◆ Exercise materials ◆
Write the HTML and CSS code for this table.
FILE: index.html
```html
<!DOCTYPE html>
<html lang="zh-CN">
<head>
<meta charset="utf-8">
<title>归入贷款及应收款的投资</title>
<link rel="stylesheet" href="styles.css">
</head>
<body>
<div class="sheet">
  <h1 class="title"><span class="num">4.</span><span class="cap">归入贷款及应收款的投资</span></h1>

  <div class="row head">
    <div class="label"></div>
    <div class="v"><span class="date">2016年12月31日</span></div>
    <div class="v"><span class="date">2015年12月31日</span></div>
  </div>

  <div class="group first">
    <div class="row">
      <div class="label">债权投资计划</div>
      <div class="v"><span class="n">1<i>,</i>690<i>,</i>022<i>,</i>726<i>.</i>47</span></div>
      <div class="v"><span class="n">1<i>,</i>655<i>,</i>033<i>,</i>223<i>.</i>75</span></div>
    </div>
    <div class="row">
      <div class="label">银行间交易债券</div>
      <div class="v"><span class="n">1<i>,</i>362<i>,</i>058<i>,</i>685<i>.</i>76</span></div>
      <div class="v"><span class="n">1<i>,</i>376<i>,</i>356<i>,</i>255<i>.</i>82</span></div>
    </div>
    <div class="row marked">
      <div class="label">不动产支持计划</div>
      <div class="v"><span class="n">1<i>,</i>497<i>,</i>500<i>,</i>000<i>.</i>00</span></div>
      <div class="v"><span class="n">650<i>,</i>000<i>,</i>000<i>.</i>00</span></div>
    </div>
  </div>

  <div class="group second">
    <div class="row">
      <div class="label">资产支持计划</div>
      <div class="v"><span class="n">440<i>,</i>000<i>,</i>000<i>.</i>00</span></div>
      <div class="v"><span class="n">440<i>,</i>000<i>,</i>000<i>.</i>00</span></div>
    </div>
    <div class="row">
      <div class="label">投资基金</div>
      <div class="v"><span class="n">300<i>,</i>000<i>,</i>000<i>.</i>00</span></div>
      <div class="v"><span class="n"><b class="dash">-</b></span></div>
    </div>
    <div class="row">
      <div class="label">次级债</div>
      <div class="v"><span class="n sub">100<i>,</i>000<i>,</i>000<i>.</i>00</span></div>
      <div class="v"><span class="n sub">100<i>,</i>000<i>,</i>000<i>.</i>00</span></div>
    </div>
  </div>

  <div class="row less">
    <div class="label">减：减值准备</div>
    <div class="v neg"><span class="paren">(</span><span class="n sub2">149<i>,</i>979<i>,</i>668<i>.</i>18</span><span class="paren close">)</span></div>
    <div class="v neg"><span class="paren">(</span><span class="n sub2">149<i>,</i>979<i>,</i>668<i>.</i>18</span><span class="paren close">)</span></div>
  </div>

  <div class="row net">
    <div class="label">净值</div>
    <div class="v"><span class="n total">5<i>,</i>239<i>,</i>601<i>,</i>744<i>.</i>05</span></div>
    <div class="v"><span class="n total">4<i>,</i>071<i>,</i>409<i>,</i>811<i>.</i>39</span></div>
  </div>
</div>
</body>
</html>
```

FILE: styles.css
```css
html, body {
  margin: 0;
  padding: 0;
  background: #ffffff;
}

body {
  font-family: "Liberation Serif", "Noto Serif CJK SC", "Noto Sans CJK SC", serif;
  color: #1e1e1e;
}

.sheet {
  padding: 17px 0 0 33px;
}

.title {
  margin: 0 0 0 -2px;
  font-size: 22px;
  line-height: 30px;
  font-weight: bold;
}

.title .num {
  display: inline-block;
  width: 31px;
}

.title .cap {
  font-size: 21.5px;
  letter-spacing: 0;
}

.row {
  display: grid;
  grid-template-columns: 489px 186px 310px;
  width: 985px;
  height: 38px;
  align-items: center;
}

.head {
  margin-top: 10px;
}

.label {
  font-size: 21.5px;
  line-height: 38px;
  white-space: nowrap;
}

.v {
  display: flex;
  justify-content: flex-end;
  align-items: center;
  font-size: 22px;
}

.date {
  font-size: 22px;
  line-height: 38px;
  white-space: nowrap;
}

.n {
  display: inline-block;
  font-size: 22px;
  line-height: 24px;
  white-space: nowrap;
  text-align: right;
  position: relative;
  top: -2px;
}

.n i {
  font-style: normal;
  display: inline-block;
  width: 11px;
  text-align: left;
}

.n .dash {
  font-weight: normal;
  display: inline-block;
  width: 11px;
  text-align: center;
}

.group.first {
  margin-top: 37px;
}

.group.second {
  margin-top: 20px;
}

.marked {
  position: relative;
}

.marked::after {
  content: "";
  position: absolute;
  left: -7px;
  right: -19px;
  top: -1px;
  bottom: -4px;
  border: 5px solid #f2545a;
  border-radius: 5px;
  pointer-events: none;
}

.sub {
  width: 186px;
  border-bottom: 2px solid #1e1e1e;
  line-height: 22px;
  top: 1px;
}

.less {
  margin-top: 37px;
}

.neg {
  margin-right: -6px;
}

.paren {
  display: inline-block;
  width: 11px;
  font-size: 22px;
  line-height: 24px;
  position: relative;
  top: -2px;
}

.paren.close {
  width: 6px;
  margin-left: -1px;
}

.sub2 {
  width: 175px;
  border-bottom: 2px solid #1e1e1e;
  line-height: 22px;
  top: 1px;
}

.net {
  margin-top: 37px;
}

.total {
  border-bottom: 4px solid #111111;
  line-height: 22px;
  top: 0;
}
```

...

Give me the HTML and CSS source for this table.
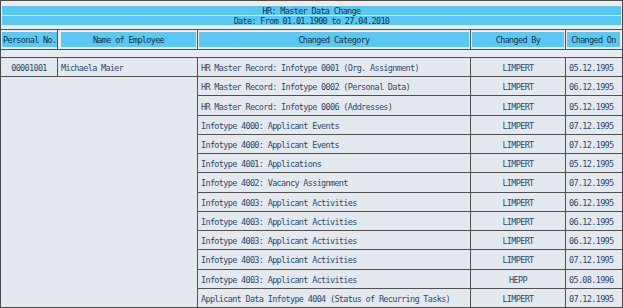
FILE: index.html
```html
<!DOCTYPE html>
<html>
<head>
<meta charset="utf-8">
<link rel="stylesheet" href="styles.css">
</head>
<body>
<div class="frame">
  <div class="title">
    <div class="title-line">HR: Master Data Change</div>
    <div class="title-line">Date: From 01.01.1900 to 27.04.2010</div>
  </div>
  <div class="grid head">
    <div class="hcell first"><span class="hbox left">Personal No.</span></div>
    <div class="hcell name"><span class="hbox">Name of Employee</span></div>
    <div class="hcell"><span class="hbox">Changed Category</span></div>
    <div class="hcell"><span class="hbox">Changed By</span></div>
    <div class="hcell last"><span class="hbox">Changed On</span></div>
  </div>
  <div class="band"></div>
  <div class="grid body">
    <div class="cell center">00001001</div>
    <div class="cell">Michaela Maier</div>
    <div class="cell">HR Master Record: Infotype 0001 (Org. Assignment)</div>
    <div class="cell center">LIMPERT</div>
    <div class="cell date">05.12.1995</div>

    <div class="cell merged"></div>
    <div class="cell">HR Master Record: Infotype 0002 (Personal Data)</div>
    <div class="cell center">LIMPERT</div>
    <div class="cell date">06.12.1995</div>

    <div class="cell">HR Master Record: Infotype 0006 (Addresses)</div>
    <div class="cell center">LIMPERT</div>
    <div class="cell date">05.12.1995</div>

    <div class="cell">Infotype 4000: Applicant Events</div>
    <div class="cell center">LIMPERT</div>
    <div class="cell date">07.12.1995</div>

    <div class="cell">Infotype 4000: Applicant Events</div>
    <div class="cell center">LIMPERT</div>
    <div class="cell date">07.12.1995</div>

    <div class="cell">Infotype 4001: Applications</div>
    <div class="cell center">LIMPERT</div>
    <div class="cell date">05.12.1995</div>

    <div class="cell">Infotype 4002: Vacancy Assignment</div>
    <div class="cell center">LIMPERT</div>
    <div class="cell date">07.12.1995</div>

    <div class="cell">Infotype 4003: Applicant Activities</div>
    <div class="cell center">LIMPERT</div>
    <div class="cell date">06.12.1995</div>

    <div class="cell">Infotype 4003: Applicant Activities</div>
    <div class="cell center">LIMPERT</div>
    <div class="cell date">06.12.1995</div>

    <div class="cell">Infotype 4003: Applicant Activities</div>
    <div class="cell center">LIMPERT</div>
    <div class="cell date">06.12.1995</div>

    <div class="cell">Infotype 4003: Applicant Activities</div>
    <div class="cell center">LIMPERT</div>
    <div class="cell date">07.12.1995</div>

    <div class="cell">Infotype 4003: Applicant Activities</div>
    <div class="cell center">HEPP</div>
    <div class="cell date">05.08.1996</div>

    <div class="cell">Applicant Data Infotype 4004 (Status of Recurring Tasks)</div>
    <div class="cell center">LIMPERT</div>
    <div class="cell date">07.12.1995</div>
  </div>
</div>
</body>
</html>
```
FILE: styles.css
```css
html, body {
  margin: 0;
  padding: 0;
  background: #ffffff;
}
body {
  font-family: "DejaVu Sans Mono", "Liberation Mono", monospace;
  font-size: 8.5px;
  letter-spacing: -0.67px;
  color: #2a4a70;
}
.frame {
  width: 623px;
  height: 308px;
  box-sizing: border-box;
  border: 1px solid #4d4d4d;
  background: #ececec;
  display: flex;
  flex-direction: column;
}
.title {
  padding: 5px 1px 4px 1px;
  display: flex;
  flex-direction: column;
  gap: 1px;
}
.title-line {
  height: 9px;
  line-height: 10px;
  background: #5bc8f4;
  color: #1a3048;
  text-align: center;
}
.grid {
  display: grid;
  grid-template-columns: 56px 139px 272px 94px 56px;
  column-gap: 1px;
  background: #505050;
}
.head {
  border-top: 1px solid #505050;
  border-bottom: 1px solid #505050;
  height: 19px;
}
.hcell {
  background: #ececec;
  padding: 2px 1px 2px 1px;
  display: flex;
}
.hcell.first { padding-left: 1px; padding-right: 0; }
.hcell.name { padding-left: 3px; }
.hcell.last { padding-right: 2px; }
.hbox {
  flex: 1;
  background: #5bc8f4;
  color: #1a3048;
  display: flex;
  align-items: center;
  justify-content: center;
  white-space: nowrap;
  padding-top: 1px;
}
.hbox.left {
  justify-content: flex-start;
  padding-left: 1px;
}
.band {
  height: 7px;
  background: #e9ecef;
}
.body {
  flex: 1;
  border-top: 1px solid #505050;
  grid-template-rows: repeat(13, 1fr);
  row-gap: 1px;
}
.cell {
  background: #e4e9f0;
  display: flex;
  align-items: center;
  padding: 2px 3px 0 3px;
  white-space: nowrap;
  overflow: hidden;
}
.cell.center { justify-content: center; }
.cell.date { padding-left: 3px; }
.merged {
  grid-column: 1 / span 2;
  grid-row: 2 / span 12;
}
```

* * *

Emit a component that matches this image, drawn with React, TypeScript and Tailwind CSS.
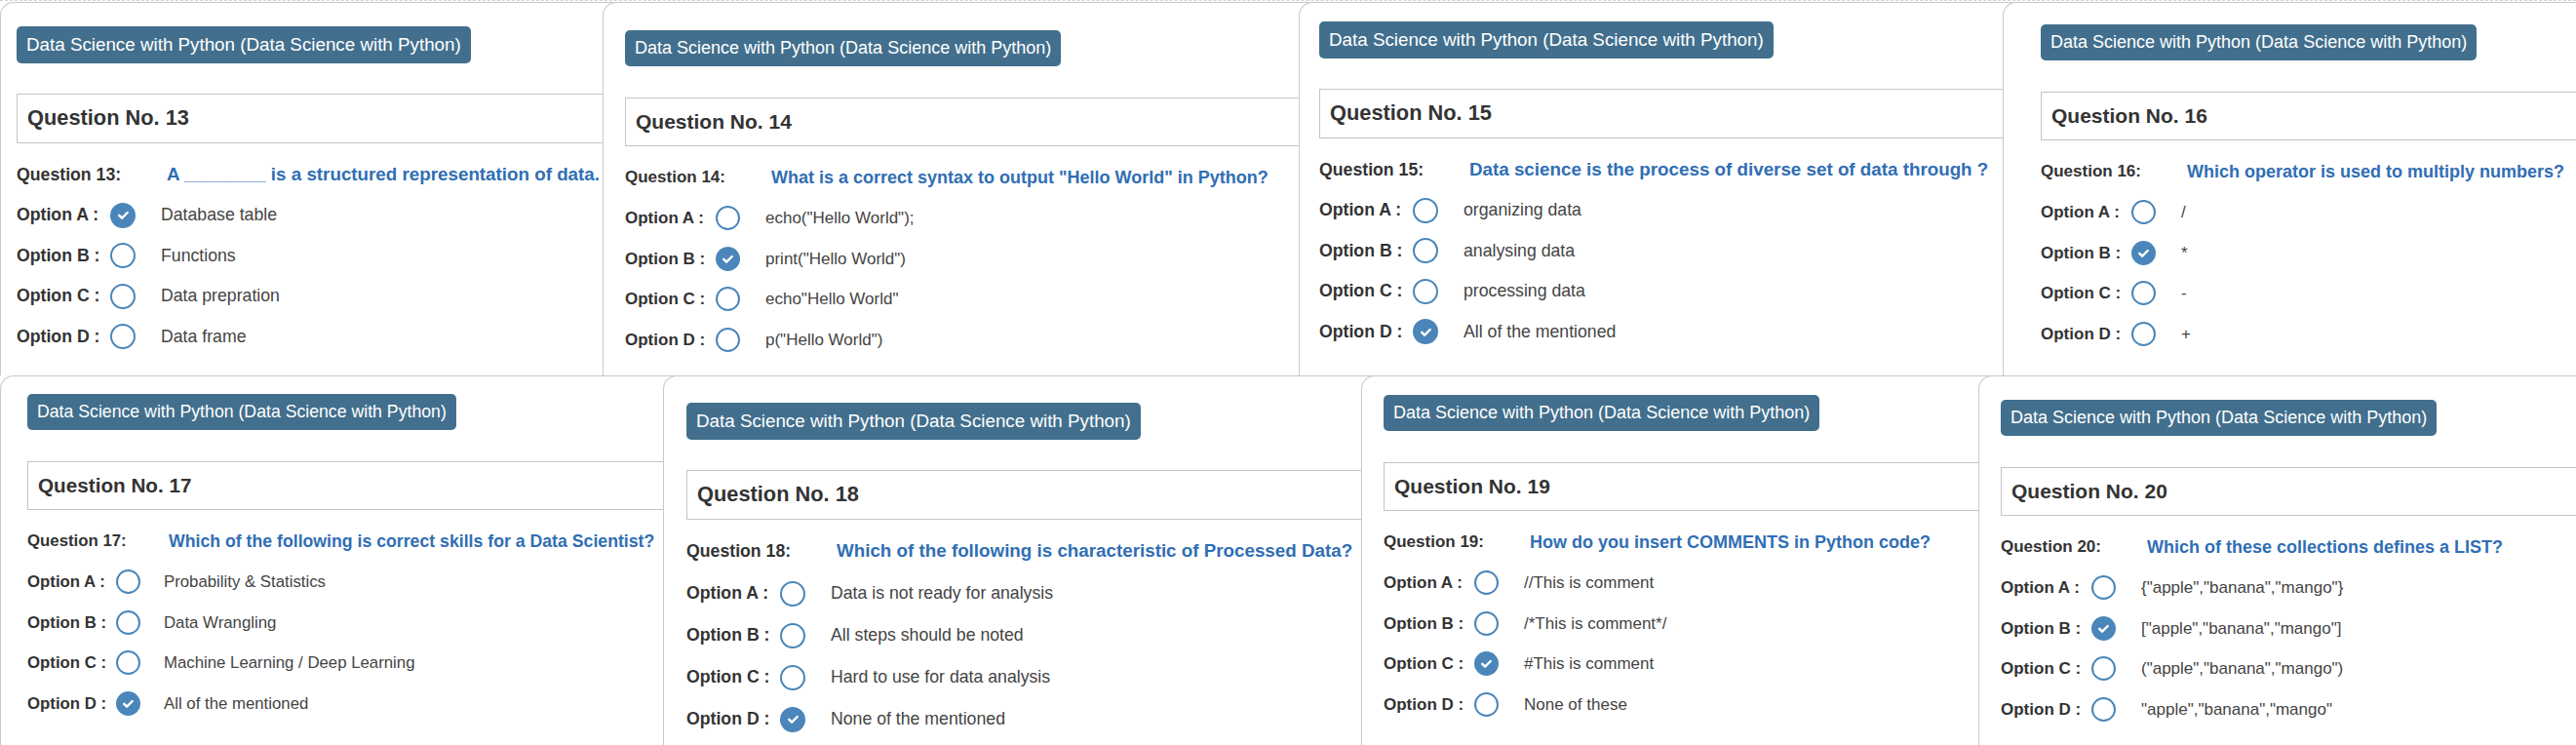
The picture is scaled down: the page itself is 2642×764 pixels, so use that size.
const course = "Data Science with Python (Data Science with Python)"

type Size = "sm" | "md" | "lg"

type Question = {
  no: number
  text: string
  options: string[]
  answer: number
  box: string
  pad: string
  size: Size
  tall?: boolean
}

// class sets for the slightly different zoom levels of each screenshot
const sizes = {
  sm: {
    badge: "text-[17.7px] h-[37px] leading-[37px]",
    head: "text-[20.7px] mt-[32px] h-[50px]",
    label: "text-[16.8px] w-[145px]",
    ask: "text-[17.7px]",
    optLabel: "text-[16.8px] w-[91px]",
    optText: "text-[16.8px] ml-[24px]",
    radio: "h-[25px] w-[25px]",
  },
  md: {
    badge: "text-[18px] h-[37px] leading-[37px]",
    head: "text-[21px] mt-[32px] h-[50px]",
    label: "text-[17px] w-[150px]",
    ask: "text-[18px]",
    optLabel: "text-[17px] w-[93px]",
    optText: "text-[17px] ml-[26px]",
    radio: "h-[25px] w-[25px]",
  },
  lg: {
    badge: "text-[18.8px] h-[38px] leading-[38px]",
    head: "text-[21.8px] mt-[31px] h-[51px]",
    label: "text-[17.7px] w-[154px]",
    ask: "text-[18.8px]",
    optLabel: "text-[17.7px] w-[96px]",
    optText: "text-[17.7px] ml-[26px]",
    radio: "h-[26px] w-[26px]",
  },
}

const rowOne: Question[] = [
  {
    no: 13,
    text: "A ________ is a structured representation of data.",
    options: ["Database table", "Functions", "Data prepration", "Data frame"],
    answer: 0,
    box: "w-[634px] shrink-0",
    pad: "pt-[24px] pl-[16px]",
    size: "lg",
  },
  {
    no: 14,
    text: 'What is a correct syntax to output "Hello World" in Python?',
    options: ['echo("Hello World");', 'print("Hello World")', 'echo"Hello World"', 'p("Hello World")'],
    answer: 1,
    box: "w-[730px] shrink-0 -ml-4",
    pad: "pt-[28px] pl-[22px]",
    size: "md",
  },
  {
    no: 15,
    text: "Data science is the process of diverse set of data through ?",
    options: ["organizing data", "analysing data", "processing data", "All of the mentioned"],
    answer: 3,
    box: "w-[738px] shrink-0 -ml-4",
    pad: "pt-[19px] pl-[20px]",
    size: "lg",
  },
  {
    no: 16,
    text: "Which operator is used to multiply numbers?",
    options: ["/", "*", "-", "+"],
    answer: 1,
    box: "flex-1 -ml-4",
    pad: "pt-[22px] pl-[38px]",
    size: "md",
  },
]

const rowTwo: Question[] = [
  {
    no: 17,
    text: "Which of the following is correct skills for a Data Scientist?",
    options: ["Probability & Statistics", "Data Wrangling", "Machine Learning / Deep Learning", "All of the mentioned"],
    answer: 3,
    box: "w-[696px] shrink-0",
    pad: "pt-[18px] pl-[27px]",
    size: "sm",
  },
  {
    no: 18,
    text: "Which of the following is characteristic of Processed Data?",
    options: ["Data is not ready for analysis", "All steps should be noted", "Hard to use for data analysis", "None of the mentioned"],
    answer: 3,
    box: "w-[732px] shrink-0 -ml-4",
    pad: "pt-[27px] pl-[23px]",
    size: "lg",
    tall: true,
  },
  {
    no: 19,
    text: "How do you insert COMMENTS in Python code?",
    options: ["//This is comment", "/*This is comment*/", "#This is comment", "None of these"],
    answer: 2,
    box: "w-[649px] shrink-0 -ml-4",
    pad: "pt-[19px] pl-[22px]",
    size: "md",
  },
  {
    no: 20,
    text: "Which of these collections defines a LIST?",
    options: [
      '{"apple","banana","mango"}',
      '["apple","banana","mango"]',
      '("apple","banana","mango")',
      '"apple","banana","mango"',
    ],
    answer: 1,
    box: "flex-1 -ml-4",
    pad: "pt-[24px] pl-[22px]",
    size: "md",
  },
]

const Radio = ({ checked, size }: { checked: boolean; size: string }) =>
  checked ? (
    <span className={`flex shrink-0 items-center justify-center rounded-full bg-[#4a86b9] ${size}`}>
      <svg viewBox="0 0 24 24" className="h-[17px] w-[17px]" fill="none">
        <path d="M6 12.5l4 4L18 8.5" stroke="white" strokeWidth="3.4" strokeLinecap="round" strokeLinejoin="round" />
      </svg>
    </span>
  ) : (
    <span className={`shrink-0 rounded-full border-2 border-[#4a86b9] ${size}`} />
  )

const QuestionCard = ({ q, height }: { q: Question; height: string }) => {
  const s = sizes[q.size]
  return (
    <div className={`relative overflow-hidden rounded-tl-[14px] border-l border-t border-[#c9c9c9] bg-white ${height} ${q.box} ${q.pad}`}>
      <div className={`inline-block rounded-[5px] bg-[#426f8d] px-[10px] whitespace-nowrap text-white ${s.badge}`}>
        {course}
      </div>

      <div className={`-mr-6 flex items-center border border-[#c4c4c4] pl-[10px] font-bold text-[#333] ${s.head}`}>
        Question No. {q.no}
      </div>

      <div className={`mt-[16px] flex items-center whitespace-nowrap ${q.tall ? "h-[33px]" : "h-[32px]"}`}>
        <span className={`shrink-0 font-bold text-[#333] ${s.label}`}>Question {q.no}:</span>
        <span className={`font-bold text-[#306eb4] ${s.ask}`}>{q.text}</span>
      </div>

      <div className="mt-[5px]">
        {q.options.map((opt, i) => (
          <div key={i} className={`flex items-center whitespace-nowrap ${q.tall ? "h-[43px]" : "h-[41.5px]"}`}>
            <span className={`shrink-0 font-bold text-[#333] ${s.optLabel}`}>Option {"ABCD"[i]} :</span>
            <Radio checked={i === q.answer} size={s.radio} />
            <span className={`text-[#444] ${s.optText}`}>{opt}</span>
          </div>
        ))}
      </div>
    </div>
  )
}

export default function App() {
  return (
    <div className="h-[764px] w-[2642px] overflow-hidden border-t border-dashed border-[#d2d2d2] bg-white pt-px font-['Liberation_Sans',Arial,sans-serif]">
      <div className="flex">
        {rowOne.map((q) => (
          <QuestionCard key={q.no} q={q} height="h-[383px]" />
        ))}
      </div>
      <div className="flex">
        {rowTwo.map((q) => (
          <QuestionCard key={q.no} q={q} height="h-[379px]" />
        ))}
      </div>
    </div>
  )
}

◆ Aim of the exercise ◆
Go through the listing above and pull out each line containing the word "with".

◆ Solved problem ◆
Emit a component that matches this image, drawn with React, TypeScript and Tailwind CSS.
const course = "Data Science with Python (Data Science with Python)"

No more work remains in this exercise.